Task objective: Copy out the material below in full, but not its images.

__________________________________________________

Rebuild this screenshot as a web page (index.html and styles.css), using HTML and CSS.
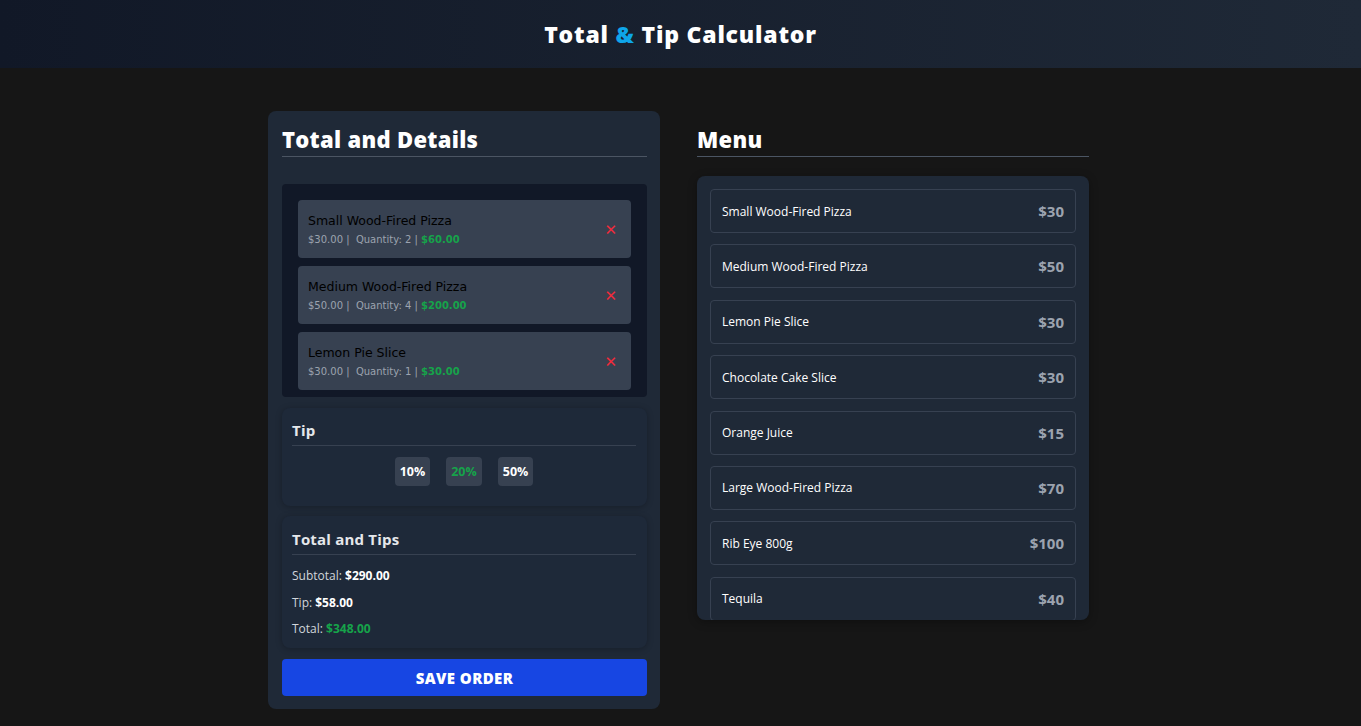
FILE: index.html
```html
<!DOCTYPE html>
<html lang="en">
<head>
<meta charset="utf-8">
<title>Total &amp; Tip Calculator</title>
<link rel="stylesheet" href="styles.css">
</head>
<body>
<header class="topbar">
  <h1 class="title">Total <span class="amp">&amp;</span> Tip Calculator</h1>
</header>
<main class="layout">
  <section class="panel">
    <h2 class="panel-title">Total and Details</h2>
    <div class="cart">
      <div class="cart-item">
        <div class="cart-info">
          <div class="cart-name">Small Wood-Fired Pizza</div>
          <div class="cart-meta">$30.00 | &nbsp;Quantity: 2 | <b class="green">$60.00</b></div>
        </div>
        <span class="remove">&#x2715;</span>
      </div>
      <div class="cart-item">
        <div class="cart-info">
          <div class="cart-name">Medium Wood-Fired Pizza</div>
          <div class="cart-meta">$50.00 | &nbsp;Quantity: 4 | <b class="green">$200.00</b></div>
        </div>
        <span class="remove">&#x2715;</span>
      </div>
      <div class="cart-item">
        <div class="cart-info">
          <div class="cart-name">Lemon Pie Slice</div>
          <div class="cart-meta">$30.00 | &nbsp;Quantity: 1 | <b class="green">$30.00</b></div>
        </div>
        <span class="remove">&#x2715;</span>
      </div>
    </div>
    <div class="box">
      <h3 class="box-title">Tip</h3>
      <div class="tips">
        <button class="tip">10%</button>
        <button class="tip active">20%</button>
        <button class="tip">50%</button>
      </div>
    </div>
    <div class="box totals">
      <h3 class="box-title">Total and Tips</h3>
      <p class="line">Subtotal: <b>$290.00</b></p>
      <p class="line">Tip: <b>$58.00</b></p>
      <p class="line">Total: <b class="green">$348.00</b></p>
    </div>
    <button class="save">SAVE ORDER</button>
  </section>
  <section class="menu-col">
    <h2 class="panel-title">Menu</h2>
    <div class="menu">
      <div class="menu-item"><span class="menu-name">Small Wood-Fired Pizza</span><span class="price">$30</span></div>
      <div class="menu-item"><span class="menu-name">Medium Wood-Fired Pizza</span><span class="price">$50</span></div>
      <div class="menu-item"><span class="menu-name">Lemon Pie Slice</span><span class="price">$30</span></div>
      <div class="menu-item"><span class="menu-name">Chocolate Cake Slice</span><span class="price">$30</span></div>
      <div class="menu-item"><span class="menu-name">Orange Juice</span><span class="price">$15</span></div>
      <div class="menu-item"><span class="menu-name">Large Wood-Fired Pizza</span><span class="price">$70</span></div>
      <div class="menu-item"><span class="menu-name">Rib Eye 800g</span><span class="price">$100</span></div>
      <div class="menu-item"><span class="menu-name">Tequila</span><span class="price">$40</span></div>
    </div>
  </section>
</main>
</body>
</html>
```
FILE: styles.css
```css
* { box-sizing: border-box; }
html, body { margin: 0; padding: 0; }
body {
  background: #161616;
  color: #f3f4f6;
  font-family: "Open Sans", "Liberation Sans", sans-serif;
  height: 726px;
  overflow: hidden;
}
.topbar {
  height: 68px;
  background: linear-gradient(90deg, #111827 0%, #1f2937 100%);
  display: flex;
  align-items: center;
  justify-content: center;
}
.title {
  margin: 0;
  font-size: 23px;
  font-weight: 800;
  color: #ffffff;
  letter-spacing: 0.8px;
}
.amp { color: #0ea5e9; }
.layout {
  width: 825px;
  margin: 43px auto 0;
  display: flex;
  align-items: flex-start;
  gap: 37px;
}
.panel {
  width: 392px;
  background: #1f2937;
  border-radius: 8px;
  padding: 10px 13px 13px 14px;
}
.menu-col {
  width: 392px;
  padding-top: 10px;
}
.panel-title {
  margin: 0;
  font-size: 22px;
  font-weight: 800;
  color: #ffffff;
  padding: 4px 0 3px;
  line-height: 28px;
  letter-spacing: 0.3px;
  border-bottom: 1px solid #4b5563;
}
.cart {
  margin-top: 27px;
  background: #111827;
  border-radius: 4px;
  padding: 16px 16px 7px;
}
.cart-item {
  background: #374151;
  border-radius: 4px;
  height: 58px;
  margin-bottom: 8px;
  padding: 2px 10px 0;
  display: flex;
  align-items: center;
  justify-content: space-between;
}
.cart-item:last-child { margin-bottom: 0; }
.cart-name {
  font-family: "DejaVu Sans", Verdana, sans-serif;
  font-size: 12.5px;
  color: #000000;
  line-height: 16px;
}
.cart-meta {
  font-family: "DejaVu Sans", Verdana, sans-serif;
  font-size: 10px;
  color: #9ca3af;
  margin-top: 4px;
  line-height: 14px;
}
.cart-meta b { font-weight: 700; }
.green { color: #16a34a; }
.remove {
  color: #ef2b3b;
  font-size: 15px;
  font-weight: 700;
  margin-right: 4px;
  font-family: "DejaVu Sans", sans-serif;
}
.box {
  margin-top: 11px;
  background: #1e2939;
  border-radius: 8px;
  box-shadow: 0 1px 6px rgba(0,0,0,0.25);
  padding: 13px 11px 10px 10px;
}
.totals {
  margin-top: 10px;
  padding-top: 14px;
  padding-bottom: 12px;
}
.box-title {
  margin: 0;
  font-size: 15px;
  font-weight: 700;
  color: #e5e7eb;
  padding-bottom: 5px;
  line-height: 19px;
  letter-spacing: 0.2px;
  border-bottom: 1px solid #374151;
}
.tips {
  display: flex;
  justify-content: center;
  gap: 16px;
  padding: 11px 0 10px;
}
.tip {
  font-family: "Open Sans", "Liberation Sans", sans-serif;
  background: #374151;
  border: 0;
  border-radius: 4px;
  color: #ffffff;
  font-weight: 700;
  font-size: 12.5px;
  height: 29px;
  padding: 0 5px;
}
.tip.active { color: #16a34a; }
.line {
  margin: 13px 0 0;
  font-size: 12px;
  color: #d1d5db;
  line-height: 15px;
}
.line + .line { margin-top: 11.5px; }
.line b { color: #ffffff; font-weight: 700; }
.line b.green { color: #16a34a; }
.save {
  display: block;
  margin-top: 11px;
  width: 100%;
  height: 37px;
  border: 0;
  border-radius: 4px;
  background: #1746e3;
  color: #ffffff;
  font-family: "Open Sans", "Liberation Sans", sans-serif;
  font-weight: 800;
  font-size: 15px;
  letter-spacing: 0.4px;
}
.menu {
  margin-top: 19px;
  height: 444px;
  overflow: hidden;
  background: #1f2937;
  border-radius: 8px;
  padding: 13px 13px;
  box-shadow: 0 2px 10px rgba(0,0,0,0.3);
}
.menu-item {
  height: 44px;
  border: 1px solid #374151;
  border-radius: 4px;
  display: flex;
  align-items: center;
  justify-content: space-between;
  padding: 0 11px;
  margin-bottom: 11.4px;
}
.menu-name {
  font-size: 12px;
  color: #ffffff;
}
.price {
  font-size: 15px;
  font-weight: 700;
  color: #9ca3af;
}
```
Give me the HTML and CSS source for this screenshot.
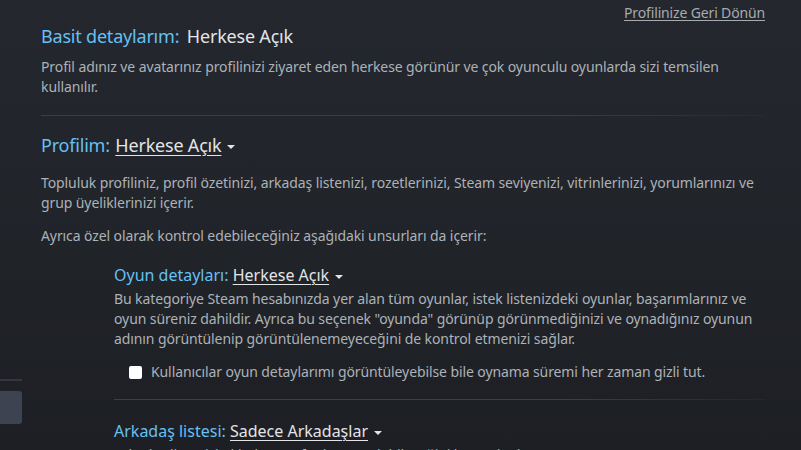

__________________________________________________

The reply:
Rebuild this screenshot as a web page (index.html and styles.css), using HTML and CSS.
FILE: index.html
```html
<!DOCTYPE html>
<html lang="en">
<head>
<meta charset="utf-8">
<title>Total &amp; Tip Calculator</title>
<link rel="stylesheet" href="styles.css">
</head>
<body>
<header class="topbar">
  <h1 class="title">Total <span class="amp">&amp;</span> Tip Calculator</h1>
</header>
<main class="layout">
  <section class="panel">
    <h2 class="panel-title">Total and Details</h2>
    <div class="cart">
      <div class="cart-item">
        <div class="cart-info">
          <div class="cart-name">Small Wood-Fired Pizza</div>
          <div class="cart-meta">$30.00 | &nbsp;Quantity: 2 | <b class="green">$60.00</b></div>
        </div>
        <span class="remove">&#x2715;</span>
      </div>
      <div class="cart-item">
        <div class="cart-info">
          <div class="cart-name">Medium Wood-Fired Pizza</div>
          <div class="cart-meta">$50.00 | &nbsp;Quantity: 4 | <b class="green">$200.00</b></div>
        </div>
        <span class="remove">&#x2715;</span>
      </div>
      <div class="cart-item">
        <div class="cart-info">
          <div class="cart-name">Lemon Pie Slice</div>
          <div class="cart-meta">$30.00 | &nbsp;Quantity: 1 | <b class="green">$30.00</b></div>
        </div>
        <span class="remove">&#x2715;</span>
      </div>
    </div>
    <div class="box">
      <h3 class="box-title">Tip</h3>
      <div class="tips">
        <button class="tip">10%</button>
        <button class="tip active">20%</button>
        <button class="tip">50%</button>
      </div>
    </div>
    <div class="box totals">
      <h3 class="box-title">Total and Tips</h3>
      <p class="line">Subtotal: <b>$290.00</b></p>
      <p class="line">Tip: <b>$58.00</b></p>
      <p class="line">Total: <b class="green">$348.00</b></p>
    </div>
    <button class="save">SAVE ORDER</button>
  </section>
  <section class="menu-col">
    <h2 class="panel-title">Menu</h2>
    <div class="menu">
      <div class="menu-item"><span class="menu-name">Small Wood-Fired Pizza</span><span class="price">$30</span></div>
      <div class="menu-item"><span class="menu-name">Medium Wood-Fired Pizza</span><span class="price">$50</span></div>
      <div class="menu-item"><span class="menu-name">Lemon Pie Slice</span><span class="price">$30</span></div>
      <div class="menu-item"><span class="menu-name">Chocolate Cake Slice</span><span class="price">$30</span></div>
      <div class="menu-item"><span class="menu-name">Orange Juice</span><span class="price">$15</span></div>
      <div class="menu-item"><span class="menu-name">Large Wood-Fired Pizza</span><span class="price">$70</span></div>
      <div class="menu-item"><span class="menu-name">Rib Eye 800g</span><span class="price">$100</span></div>
      <div class="menu-item"><span class="menu-name">Tequila</span><span class="price">$40</span></div>
    </div>
  </section>
</main>
</body>
</html>
```
FILE: styles.css
```css
* { box-sizing: border-box; }
html, body { margin: 0; padding: 0; }
body {
  background: #161616;
  color: #f3f4f6;
  font-family: "Open Sans", "Liberation Sans", sans-serif;
  height: 726px;
  overflow: hidden;
}
.topbar {
  height: 68px;
  background: linear-gradient(90deg, #111827 0%, #1f2937 100%);
  display: flex;
  align-items: center;
  justify-content: center;
}
.title {
  margin: 0;
  font-size: 23px;
  font-weight: 800;
  color: #ffffff;
  letter-spacing: 0.8px;
}
.amp { color: #0ea5e9; }
.layout {
  width: 825px;
  margin: 43px auto 0;
  display: flex;
  align-items: flex-start;
  gap: 37px;
}
.panel {
  width: 392px;
  background: #1f2937;
  border-radius: 8px;
  padding: 10px 13px 13px 14px;
}
.menu-col {
  width: 392px;
  padding-top: 10px;
}
.panel-title {
  margin: 0;
  font-size: 22px;
  font-weight: 800;
  color: #ffffff;
  padding: 4px 0 3px;
  line-height: 28px;
  letter-spacing: 0.3px;
  border-bottom: 1px solid #4b5563;
}
.cart {
  margin-top: 27px;
  background: #111827;
  border-radius: 4px;
  padding: 16px 16px 7px;
}
.cart-item {
  background: #374151;
  border-radius: 4px;
  height: 58px;
  margin-bottom: 8px;
  padding: 2px 10px 0;
  display: flex;
  align-items: center;
  justify-content: space-between;
}
.cart-item:last-child { margin-bottom: 0; }
.cart-name {
  font-family: "DejaVu Sans", Verdana, sans-serif;
  font-size: 12.5px;
  color: #000000;
  line-height: 16px;
}
.cart-meta {
  font-family: "DejaVu Sans", Verdana, sans-serif;
  font-size: 10px;
  color: #9ca3af;
  margin-top: 4px;
  line-height: 14px;
}
.cart-meta b { font-weight: 700; }
.green { color: #16a34a; }
.remove {
  color: #ef2b3b;
  font-size: 15px;
  font-weight: 700;
  margin-right: 4px;
  font-family: "DejaVu Sans", sans-serif;
}
.box {
  margin-top: 11px;
  background: #1e2939;
  border-radius: 8px;
  box-shadow: 0 1px 6px rgba(0,0,0,0.25);
  padding: 13px 11px 10px 10px;
}
.totals {
  margin-top: 10px;
  padding-top: 14px;
  padding-bottom: 12px;
}
.box-title {
  margin: 0;
  font-size: 15px;
  font-weight: 700;
  color: #e5e7eb;
  padding-bottom: 5px;
  line-height: 19px;
  letter-spacing: 0.2px;
  border-bottom: 1px solid #374151;
}
.tips {
  display: flex;
  justify-content: center;
  gap: 16px;
  padding: 11px 0 10px;
}
.tip {
  font-family: "Open Sans", "Liberation Sans", sans-serif;
  background: #374151;
  border: 0;
  border-radius: 4px;
  color: #ffffff;
  font-weight: 700;
  font-size: 12.5px;
  height: 29px;
  padding: 0 5px;
}
.tip.active { color: #16a34a; }
.line {
  margin: 13px 0 0;
  font-size: 12px;
  color: #d1d5db;
  line-height: 15px;
}
.line + .line { margin-top: 11.5px; }
.line b { color: #ffffff; font-weight: 700; }
.line b.green { color: #16a34a; }
.save {
  display: block;
  margin-top: 11px;
  width: 100%;
  height: 37px;
  border: 0;
  border-radius: 4px;
  background: #1746e3;
  color: #ffffff;
  font-family: "Open Sans", "Liberation Sans", sans-serif;
  font-weight: 800;
  font-size: 15px;
  letter-spacing: 0.4px;
}
.menu {
  margin-top: 19px;
  height: 444px;
  overflow: hidden;
  background: #1f2937;
  border-radius: 8px;
  padding: 13px 13px;
  box-shadow: 0 2px 10px rgba(0,0,0,0.3);
}
.menu-item {
  height: 44px;
  border: 1px solid #374151;
  border-radius: 4px;
  display: flex;
  align-items: center;
  justify-content: space-between;
  padding: 0 11px;
  margin-bottom: 11.4px;
}
.menu-name {
  font-size: 12px;
  color: #ffffff;
}
.price {
  font-size: 15px;
  font-weight: 700;
  color: #9ca3af;
}
```
Give me the HTML and CSS source for this screenshot.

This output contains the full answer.